In the following tutorials I’ll explain how to solve Sudoku puzzles using C++ and OpenCV. We’ll build a program that captures the webcam video, looks for a Sudoku grid, locates and recognizes the numbers, solves the puzzle, and reprojects the result on the grid (augmented-reality); all in real time. Spoiler alert! Here the link to the final result video :)
This first part will be about locating the grid and numbers. You can download the full code from GitHub, here I’ll just highlight the main parts to understand the algorithm. Please note that the proposed algorithm is not the optimal in a lot of senses, since it’s been designed as an academic example that one can understand without a lot of knowledge about computer vision. This has left out some powerful but more advanced techniques.
1. Capture and show the webcam feed
First, let’s capture and show the camera feed, the code is pretty self-explanatory.
We’ve got our image from the webcam, let’s get ours hands on it.
2. Detect contours using Canny’s edge detector and lines using the Hough transform
We know that a Sudoku grid is characterized by a certain pattern of lines, and a line is a straight segment of contours, so the first step we want is to detect the contours in the image. There is a whole world in the literature about how to detect contours, but we’ll use the simplest and most known: the Canny edge detector. Once we have the contours, we’ll look for sets of contours forming a line, using the Hough line transform.
The result of the contour detector is a binary image where each pixel is classified either as being contour (white) or not (black). Now we would like to find the lines in the image, that is, sets of white pixels that lay in a common line.

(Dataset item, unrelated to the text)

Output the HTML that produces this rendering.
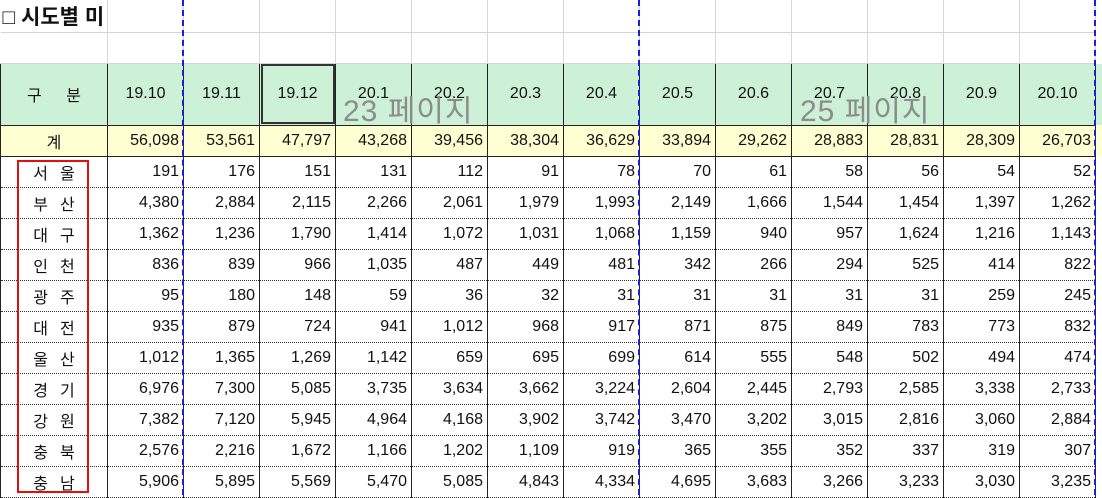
<!DOCTYPE html>
<html><head><meta charset="utf-8"><style>
body{margin:0;width:1102px;height:495px;overflow:hidden;background:#fff;font-family:"Liberation Sans","Noto Sans CJK KR",sans-serif;position:relative}
table{border-collapse:collapse;table-layout:fixed;position:absolute;left:0;top:0}
td{padding:0 4px 0 0;font-size:16px;color:#111;white-space:nowrap;overflow:hidden;text-align:right;border-left:1px solid #222;border-right:1px solid #222}
tr.t td{border:1px solid #d4d4d4;border-top:none}
tr.h td{background:#cdf1d6;border:1px solid #222;text-align:center;padding:0}
tr.s td{background:#ffffd2;border-top:1px solid #222;border-bottom:1px solid #222}
tr.s td:first-child{text-align:center;padding:0}
tr.b td{border-bottom:1px dotted #333}
tr.b td:first-child{text-align:center;padding:0;letter-spacing:12px;text-indent:12px}
.ov{position:absolute;color:#8c8c8c;font-size:30px;letter-spacing:1px}
.bl{position:absolute;top:0;width:0;height:495px;border-left:2px dashed #1c1ce0}
</style></head><body>
<table>
<colgroup><col style="width:107px"><col style="width:76px"><col style="width:76px"><col style="width:76px"><col style="width:76px"><col style="width:76px"><col style="width:76px"><col style="width:76px"><col style="width:76px"><col style="width:76px"><col style="width:76px"><col style="width:76px"><col style="width:76px"><col style="width:76px"></colgroup>
<tr class="t" style="height:32px"><td style="text-align:left;font-weight:bold;font-size:21px;padding:0 0 0 2px;border-left:none;overflow:hidden"><span style="font-weight:normal">□</span> 시도별 미</td><td></td><td></td><td></td><td></td><td></td><td></td><td></td><td></td><td></td><td></td><td></td><td></td><td></td></tr>
<tr class="t" style="height:31px"><td style="border-left:none"></td><td></td><td></td><td></td><td></td><td></td><td></td><td></td><td></td><td></td><td></td><td></td><td></td><td></td></tr>
<tr class="h" style="height:62px"><td style="letter-spacing:10px;text-indent:10px">구 분</td><td>19.10</td><td>19.11</td><td style="outline:2px solid #333;outline-offset:-3px">19.12</td><td>20.1</td><td>20.2</td><td>20.3</td><td>20.4</td><td>20.5</td><td>20.6</td><td>20.7</td><td>20.8</td><td>20.9</td><td>20.10</td></tr>
<tr class="s" style="height:31px"><td>계</td><td>56,098</td><td>53,561</td><td>47,797</td><td>43,268</td><td>39,456</td><td>38,304</td><td>36,629</td><td>33,894</td><td>29,262</td><td>28,883</td><td>28,831</td><td>28,309</td><td>26,703</td></tr>
<tr class="b" style="height:31px"><td>서울</td><td>191</td><td>176</td><td>151</td><td>131</td><td>112</td><td>91</td><td>78</td><td>70</td><td>61</td><td>58</td><td>56</td><td>54</td><td>52</td></tr>
<tr class="b" style="height:31px"><td>부산</td><td>4,380</td><td>2,884</td><td>2,115</td><td>2,266</td><td>2,061</td><td>1,979</td><td>1,993</td><td>2,149</td><td>1,666</td><td>1,544</td><td>1,454</td><td>1,397</td><td>1,262</td></tr>
<tr class="b" style="height:31px"><td>대구</td><td>1,362</td><td>1,236</td><td>1,790</td><td>1,414</td><td>1,072</td><td>1,031</td><td>1,068</td><td>1,159</td><td>940</td><td>957</td><td>1,624</td><td>1,216</td><td>1,143</td></tr>
<tr class="b" style="height:31px"><td>인천</td><td>836</td><td>839</td><td>966</td><td>1,035</td><td>487</td><td>449</td><td>481</td><td>342</td><td>266</td><td>294</td><td>525</td><td>414</td><td>822</td></tr>
<tr class="b" style="height:31px"><td>광주</td><td>95</td><td>180</td><td>148</td><td>59</td><td>36</td><td>32</td><td>31</td><td>31</td><td>31</td><td>31</td><td>31</td><td>259</td><td>245</td></tr>
<tr class="b" style="height:31px"><td>대전</td><td>935</td><td>879</td><td>724</td><td>941</td><td>1,012</td><td>968</td><td>917</td><td>871</td><td>875</td><td>849</td><td>783</td><td>773</td><td>832</td></tr>
<tr class="b" style="height:31px"><td>울산</td><td>1,012</td><td>1,365</td><td>1,269</td><td>1,142</td><td>659</td><td>695</td><td>699</td><td>614</td><td>555</td><td>548</td><td>502</td><td>494</td><td>474</td></tr>
<tr class="b" style="height:31px"><td>경기</td><td>6,976</td><td>7,300</td><td>5,085</td><td>3,735</td><td>3,634</td><td>3,662</td><td>3,224</td><td>2,604</td><td>2,445</td><td>2,793</td><td>2,585</td><td>3,338</td><td>2,733</td></tr>
<tr class="b" style="height:31px"><td>강원</td><td>7,382</td><td>7,120</td><td>5,945</td><td>4,964</td><td>4,168</td><td>3,902</td><td>3,742</td><td>3,470</td><td>3,202</td><td>3,015</td><td>2,816</td><td>3,060</td><td>2,884</td></tr>
<tr class="b" style="height:31px"><td>충북</td><td>2,576</td><td>2,216</td><td>1,672</td><td>1,166</td><td>1,202</td><td>1,109</td><td>919</td><td>365</td><td>355</td><td>352</td><td>337</td><td>319</td><td>307</td></tr>
<tr class="b" style="height:31px"><td>충남</td><td>5,906</td><td>5,895</td><td>5,569</td><td>5,470</td><td>5,085</td><td>4,843</td><td>4,334</td><td>4,695</td><td>3,683</td><td>3,266</td><td>3,233</td><td>3,030</td><td>3,235</td></tr>
</table>
<div style="position:absolute;left:1096px;top:64px;width:6px;height:61px;background:#cdf1d6"></div>
<div style="position:absolute;left:1096px;top:126px;width:6px;height:30px;background:#ffffd2"></div>
<div class="ov" style="left:343px;top:86px">23 페이지</div>
<div class="ov" style="left:800px;top:86px">25 페이지</div>
<div class="bl" style="left:182px"></div>
<div class="bl" style="left:638px"></div>
<div class="bl" style="left:1094px"></div>
<div style="position:absolute;left:17px;top:160px;width:68px;height:329px;border:2px solid #e01010"></div>
</body></html>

To do so, we’ll use the Hough transform. The intuitive idea behind this transform is that each contour pixel (white) vote for all lines that can pass through that point. We then gather all votes and those lines with more votes are considered as detected. The Hough transform is one of those must-know simple and neat ideas in Computer Vision, so if you’re not familiar with it, I suggest to take a look at how it works.
3. Filter lines and recognize the Sudoku grid
The result of the previous step is a set of lines detected in the image, represented by their slope and distance to the origin (\rho-\theta representation). The main advantage of this representation is that it can represent any line (no problems with vertical lines as in the y = ax+b representation), but as a drawback, the analytical treatment tends to be more complex.

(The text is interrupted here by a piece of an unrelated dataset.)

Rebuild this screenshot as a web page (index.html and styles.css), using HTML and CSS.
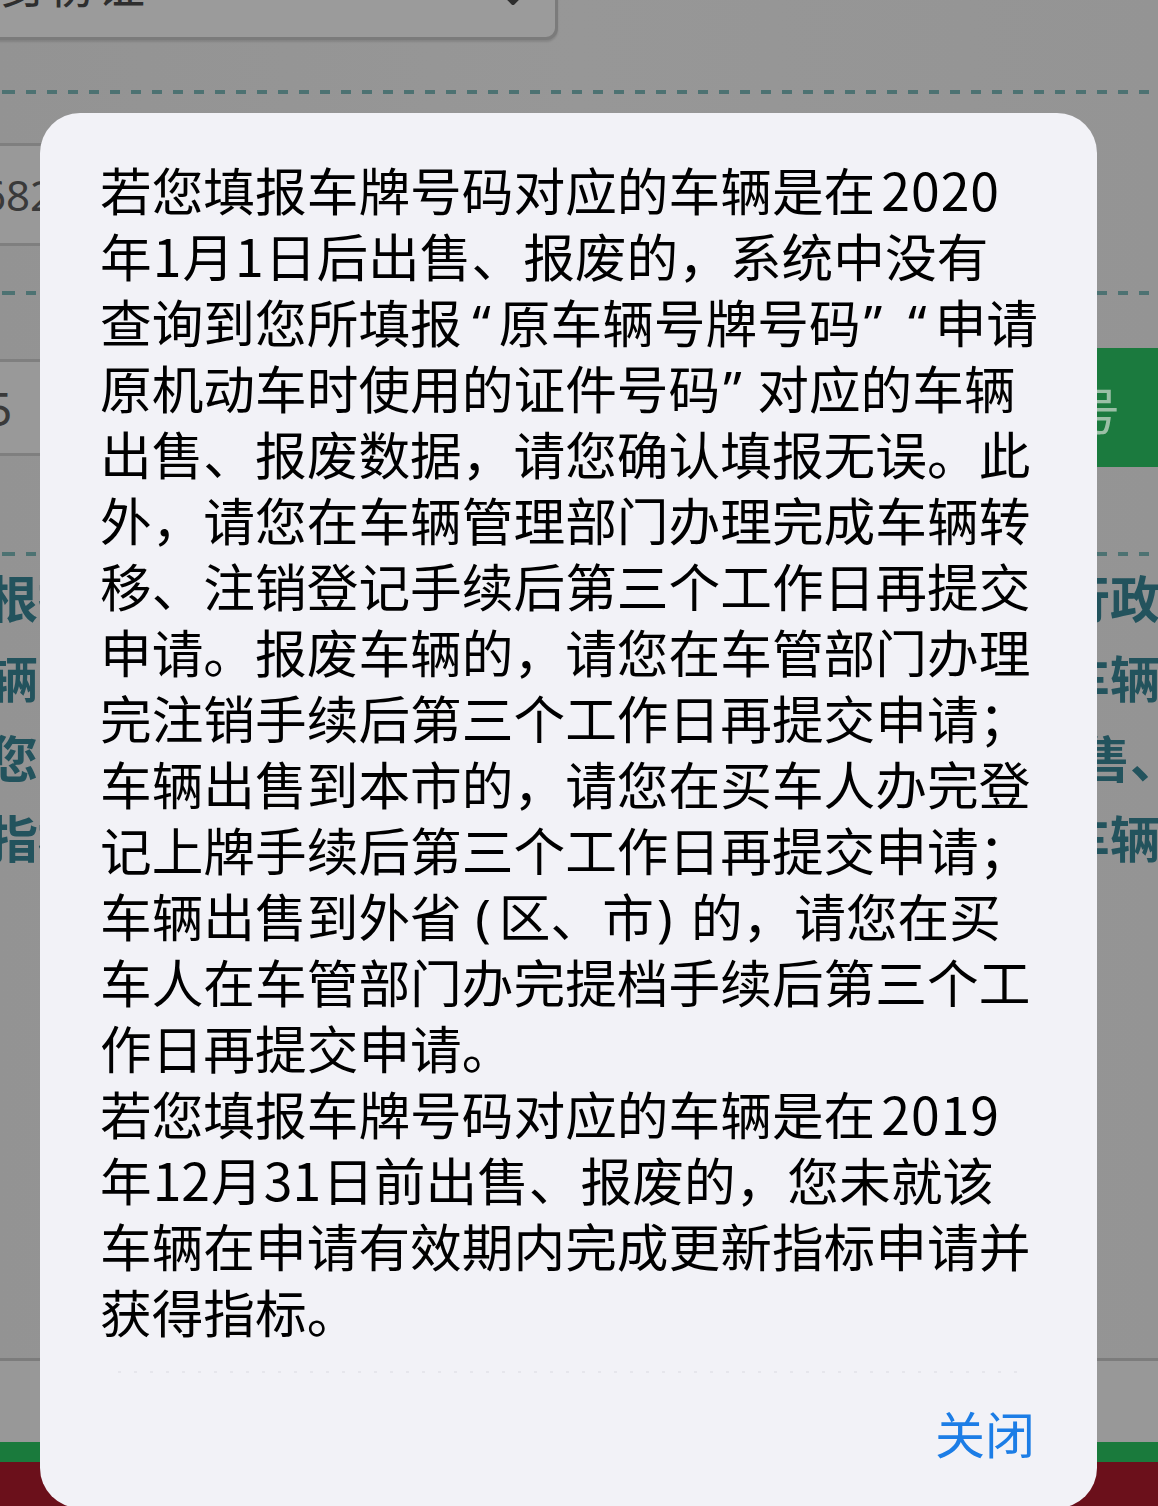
FILE: index.html
```html
<!DOCTYPE html>
<html lang="zh-CN">
<head>
<meta charset="utf-8">
<title>提示</title>
<link rel="stylesheet" href="styles.css">
</head>
<body>
<div class="page">
  <div class="sel-row">
    <div class="select">
      <span class="sel-text">身份证</span>
      <svg class="chev" width="24" height="14" viewBox="0 0 24 14"><path d="M3 2 L12 11 L21 2" fill="none" stroke="#2e2e2e" stroke-width="4" stroke-linecap="round" stroke-linejoin="round"/></svg>
    </div>
  </div>
  <div class="dash dash-a"></div>
  <div class="input input-a"><span class="in-text">5682</span></div>
  <div class="dash dash-b"></div>
  <div class="row-b">
    <div class="input input-b"><span class="in-text b">5</span></div>
    <div class="green-btn">号</div>
  </div>
  <div class="dash dash-c"></div>
  <div class="notes">
    <div class="note"><span>根据</span><span>行政</span></div>
    <div class="note"><span>辆</span><span>车辆</span></div>
    <div class="note r3"><span>您</span><span>出售、</span></div>
    <div class="note"><span>指标</span><span>车辆</span></div>
  </div>
  <div class="bottom">
    <div class="b-line"></div>
    <div class="b-grey"></div>
    <div class="b-green"></div>
    <div class="b-red"></div>
  </div>
</div>

<div class="modal">
  <div class="msg">
    <p>若您填报车牌号码对应的车辆是在<span class="yr">2020</span><br>年<span class="n">1</span>月<span class="n">1</span>日后出售、报废的，系统中没有<br>查询到您所填报<span class="q ql">“</span>原车辆号牌号码<span class="q qr">”</span><span class="q ql">“</span>申请<br>原机动车时使用的证件号码<span class="q qr">”</span>对应的车辆<br>出售、报废数据，请您确认填报无误。此<br>外，请您在车辆管理部门办理完成车辆转<br>移、注销登记手续后第三个工作日再提交<br>申请。报废车辆的，请您在车管部门办理<br>完注销手续后第三个工作日再提交申请；<br>车辆出售到本市的，请您在买车人办完登<br>记上牌手续后第三个工作日再提交申请；<br>车辆出售到外省<span class="q ql">(</span>区、市<span class="q qr">)</span>的，请您在买<br>车人在车管部门办完提档手续后第三个工<br>作日再提交申请。</p>
    <p>若您填报车牌号码对应的车辆是在<span class="yr">2019</span><br>年<span class="n">12</span>月<span class="n">31</span>日前出售、报废的，您未就该<br>车辆在申请有效期内完成更新指标申请并<br>获得指标。</p>
  </div>
  <div class="sep"></div>
  <div class="actions"><span class="close-btn">关闭</span></div>
</div>
</body>
</html>
```

FILE: styles.css
```css
html, body {
  margin: 0;
  padding: 0;
}
body {
  width: 1158px;
  height: 1506px;
  overflow: hidden;
  position: relative;
  background: #959595;
  font-family: "Noto Sans CJK SC", sans-serif;
}

/* ---------- dimmed page behind the dialog ---------- */
.page {
  height: 1506px;
  display: flex;
  flex-direction: column;
  background: linear-gradient(90deg, #939393 0%, #979797 50%, #949494 100%);
}
.sel-row {
  height: 40px;
  flex-shrink: 0;
}
.select {
  margin-top: -60px;
  margin-left: -12px;
  width: 570px;
  height: 100px;
  box-sizing: border-box;
  border: 3px solid #7b7b7b;
  border-radius: 12px;
  background: #9b9b9b;
  display: flex;
  align-items: flex-end;
  justify-content: space-between;
  padding: 0 30px 31px 10px;
  box-shadow: 0 2px 2px rgba(0,0,0,0.12);
}
.sel-text {
  font-size: 48px;
  line-height: 48px;
  color: #2e2e2e;
}
.chev {
  display: block;
}
.dash {
  height: 4px;
  flex-shrink: 0;
  background: repeating-linear-gradient(90deg, #4d7272 0 10px, transparent 10px 21px);
  background-position: 5px 0;
}
.dash-a { margin-top: 50px; }
.input {
  box-sizing: border-box;
  border-top: 3px solid #7f7f7f;
  border-bottom: 3px solid #7f7f7f;
  background: #999999;
  display: flex;
  align-items: center;
  flex-shrink: 0;
}
.input-a {
  margin-top: 49px;
  height: 103px;
  width: 1050px;
}
.in-text {
  margin-left: -42px;
  font-size: 42px;
  color: #3a3a3a;
  font-family: "Noto Sans", sans-serif;
}
.in-text.b {
  margin-left: -14px;
  font-size: 46px;
}
.dash-b { margin-top: 45px; }
.row-b {
  margin-top: 53px;
  height: 119px;
  display: flex;
  align-items: center;
  justify-content: space-between;
  flex-shrink: 0;
}
.input-b {
  height: 97px;
  width: 960px;
}
.green-btn {
  align-self: stretch;
  width: 160px;
  margin-right: -2px;
  background: #1b7a3e;
  color: #9bbfa6;
  font-size: 50px;
  display: flex;
  align-items: center;
  padding-left: 70px;
  box-sizing: border-box;
}
.dash-c { margin-top: 85px; }
.notes {
  flex-shrink: 0;
}
.note {
  display: flex;
  justify-content: space-between;
  margin: 0 -2px 0 -12px;
  height: 80px;
  line-height: 80px;
  font-size: 50px;
  font-weight: 700;
  color: #23535d;
}
.note.r3 {
  margin-right: -22px;
}
.bottom {
  margin-top: auto;
  flex-shrink: 0;
}
.b-line { height: 3px; background: #7c7c7c; }
.b-grey { height: 81px; background: #989898; }
.b-green { height: 20px; background: #1a7a3c; }
.b-red { height: 44px; background: #6b101b; }

/* ---------- dialog ---------- */
.modal {
  position: absolute;
  top: 113px;
  left: 40px;
  width: 1057px;
  height: 1395px;
  box-sizing: border-box;
  padding: 43px 62px 0 60px;
  background: #f2f2f7;
  border-radius: 40px;
}
.msg p {
  margin: 0;
  font-size: 51.7px;
  line-height: 66px;
  color: #000;
  white-space: nowrap;
}
.yr {
  padding-left: 6px;
  letter-spacing: 1px;
}
.n {
  padding: 0 1px;
}
.q {
  display: inline-block;
  width: 37px;
  line-height: 1;
  font-family: "Noto Sans", sans-serif;
}
.ql {
  text-align: right;
  padding-right: 8px;
  box-sizing: border-box;
}
.qr {
  text-align: left;
  padding-left: 3px;
  box-sizing: border-box;
}
.sep {
  margin: 27px 10px 0 18px;
  height: 2px;
  background: repeating-linear-gradient(90deg, #e6e6ec 0 3px, transparent 3px 16px);
}
.actions {
  margin-top: 26px;
  text-align: right;
}
.close-btn {
  font-size: 50px;
  line-height: 66px;
  color: #1c7de6;
}
```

We first classify the lines into horizontal, vertical, and others, setting thresholds to their slope. We will then sort them in order of their distance to the origin, which will help in next steps.
To detect the Sudoku grid, we will look for a pattern of ten evenly distributed horizontal and vertical sets of lines. Instead of trying to look for the pattern among lines, we will work with the intersection between them, to make the algorithm more robust to noise in the line detection and the code easier to understand.
We therefore compute the pairwise intersection between all vertical and horizontal lines, and then we select a line in the center (as sorted before) and scan the intersection with the orthogonal lines. We then look for ten sets of evenly distributed points, and if we find them we classify the lines creating those points into the ten sets of Sudoku lines. If we find a correct horizontal and vertical sets of ten lines, we have found the Sudoku grid.
4. Extract all 81 Sudoku cells locations
Once we have recognized and located the 100 intersections between 10 horizontal and 10 vertical lines, we only need to extract the rectangles between all four neighboring intersections. We reduce the rectangle a little to be robust to noise and misalignments, and we have the 81 cells we were looking for.